Later, Koenig speaks with her own sort of expert witness: Jim Trainum, a former detective, and an expert of false confessions. One wonders why exactly he’s even here, since no one on any side of this case thinks there was a false confession. Naturally, Trainum looks at the police records for any inconsistences or lapses, which he doesn’t find. The policework is solid, he says, and goes on to call this case (which again is based on one person’s testimony and somewhat supported by cell phone records) unusually solid. Honestly, this should serve as a reminder how shockingly cobbled-together most murder convictions are, and get us all up in arms about it. They sentence people to death with less evidence than this! Koening is incredulous, but, as Trainum tells her, the police’s job isn’t to find the truth, it’s to build a case.

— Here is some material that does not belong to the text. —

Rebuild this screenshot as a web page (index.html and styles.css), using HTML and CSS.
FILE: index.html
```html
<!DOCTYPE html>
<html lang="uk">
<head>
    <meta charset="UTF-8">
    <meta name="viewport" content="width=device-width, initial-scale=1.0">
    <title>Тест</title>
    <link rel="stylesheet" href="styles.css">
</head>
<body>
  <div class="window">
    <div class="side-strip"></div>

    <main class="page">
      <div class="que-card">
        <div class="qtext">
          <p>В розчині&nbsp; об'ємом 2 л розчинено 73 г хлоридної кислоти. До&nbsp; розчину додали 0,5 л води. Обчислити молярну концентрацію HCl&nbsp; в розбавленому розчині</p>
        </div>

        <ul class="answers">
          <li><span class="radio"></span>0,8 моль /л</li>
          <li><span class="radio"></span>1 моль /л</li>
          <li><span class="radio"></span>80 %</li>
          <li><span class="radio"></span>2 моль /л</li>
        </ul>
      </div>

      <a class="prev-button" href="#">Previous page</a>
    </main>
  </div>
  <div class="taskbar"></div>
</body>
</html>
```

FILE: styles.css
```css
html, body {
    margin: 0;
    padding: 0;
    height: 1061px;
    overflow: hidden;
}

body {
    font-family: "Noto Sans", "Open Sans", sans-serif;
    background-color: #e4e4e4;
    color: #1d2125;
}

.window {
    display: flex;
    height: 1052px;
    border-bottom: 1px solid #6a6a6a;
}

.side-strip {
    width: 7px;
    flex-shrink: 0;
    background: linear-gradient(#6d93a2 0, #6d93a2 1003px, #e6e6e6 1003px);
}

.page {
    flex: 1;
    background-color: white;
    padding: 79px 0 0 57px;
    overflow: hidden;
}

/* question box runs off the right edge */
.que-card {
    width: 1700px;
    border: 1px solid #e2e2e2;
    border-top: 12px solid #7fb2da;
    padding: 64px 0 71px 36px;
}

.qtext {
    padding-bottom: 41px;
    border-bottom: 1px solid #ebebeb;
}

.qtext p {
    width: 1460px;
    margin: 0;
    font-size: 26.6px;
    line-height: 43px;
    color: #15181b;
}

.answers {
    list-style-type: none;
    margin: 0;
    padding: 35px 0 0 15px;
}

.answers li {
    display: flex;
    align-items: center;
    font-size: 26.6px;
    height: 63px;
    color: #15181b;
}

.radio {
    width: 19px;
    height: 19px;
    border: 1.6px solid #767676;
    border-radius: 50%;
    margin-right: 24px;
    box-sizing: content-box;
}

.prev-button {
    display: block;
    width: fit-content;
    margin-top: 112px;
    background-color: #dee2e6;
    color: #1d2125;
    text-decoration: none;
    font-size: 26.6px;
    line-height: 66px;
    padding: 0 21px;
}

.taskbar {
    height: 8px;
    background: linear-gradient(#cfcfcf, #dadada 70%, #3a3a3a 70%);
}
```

So, finally we come to Jay. Koening and her co-producer Julie Snyder drive to his home unannounced, and basically hang around until he comes home. When he does, she tells us, they have a basically polite conversation wherein Jay maintains not only that he was telling the truth, but how furious he is that after all these years, Adnan can’t “man up” and admit what he did. Honestly, it’s not uncompelling. We don’t get to hear it from him, as he declines to be interviewed.
Instead, we hear from a bunch of his high school classmates and friends, who paint a picture of a guy many of us who grew up in the late 1990s knew. A charming but slightly dangerous-seeming guy whom you couldn’t quite get a finger on. Vaguely goth, vaguely sporty, vaguely a stoner, vaguely a bro: he played lacrosse, rode BMX bikes, wore Jncos, and had a habit of dyeing and bleaching his hair, which made more than one person compare him to Dennis Rodman (Jay is African-American). He was funny and kind. He loved his girlfriend. He also once tried to stab his friend, so that “he could see what it felt like.” The friend declined to find out what being stabbed felt like.

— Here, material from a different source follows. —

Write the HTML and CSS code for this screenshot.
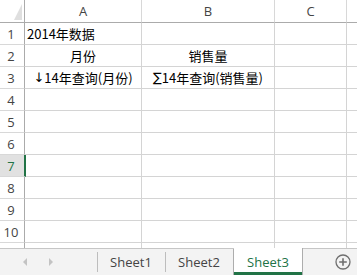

The closest we get to any kind of a motivation here, in my opinion, is in discussing Jay’s girlfriend at the time, Stephanie, who was also good friends with Hae and Adnan, and also refused to be interviewed. Jay told his friends that he’d helped Adnan because Adnan threatened Stephanie, which many of them found hard to believe. Though they all do say that he would have done anything for her. Stephanie, for her part, never spoke about the murder to her friends, and lost touch with many of them, afterward. Could Stephanie be the person for whom Jay is covering? We don’t really know.
Earlier in this episode, Detective Trainum, says something which is increasingly sounding like it should be the tag line for this show: “There’s always going to be things that are unexplainable.” Indeed. Maybe a lot of things.